We know of one lady who regularly arranges jewelry items in a
battery operated lazy susan. Seeing this jewelry slowly turning
on the lazy susan never fails to draw attention.
Think about it, and then study the methods of display used by
"rack jobbers" in the stores in your area. These are the wire
racks that usually hold card packaged items. This kind of display
rack would lend itself beautifully for anchoring a cluster of
balloons. Keep these things in mind, and build your individual
displays as part of the whole; make it pleasing to the eye as
well as convenient for your customers to browse through and
select the items that appeal to them.
Look for some kind of interesting and unusual item to call
attention to your sale--something you can set up or park in front
of your house during your sale.
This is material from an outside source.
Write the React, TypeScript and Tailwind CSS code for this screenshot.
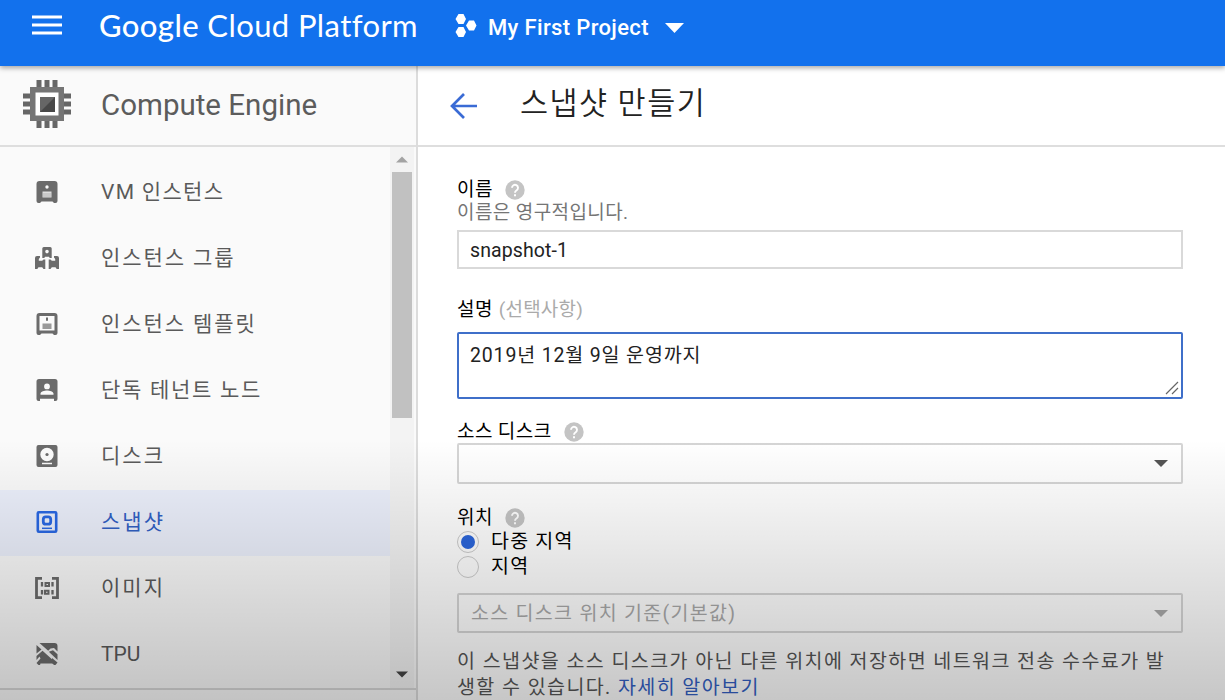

Some of the displays we've seen
along these lines include a horse-drawn surrey, a restored Model
T, and old farm plow. But anything of an unusual and interesting
nature will do the trick for you. One couple we know put up a
display using a mannequin dressed in an old time farm bonnet, long
dress and apron. The display depicted a farm woman of old,
washing clothes with a scrub board and two steel wash tubs. You
have to believe this drew crowds and made people talk!
Wherever your imagination takes you, you have to be different and
distinctive, or you'll get lost in the hundreds of garage sales
going on all around you. If you'll take the time to employ a bit
of imagination and set your sales up with the kind of flair we've
been talking about, you'll not just draw the crowds, you'll end
up being the one holding the most profits.
It's almost a compulsion of many women to go shopping, to search
for the interesting and sometimes rare and valuable items. This
fact will keep you as busy as you'll ever want to be--staging and
holding garage sales. The market is so vast, and the appetite so
varied, that anything from a brass bedstead to a used dairy of
somebody's long-forgotten grandmother will sell, and sell fast at
garage sales. Put it all together, use a little imagination, and
you'll easily make all the money you want!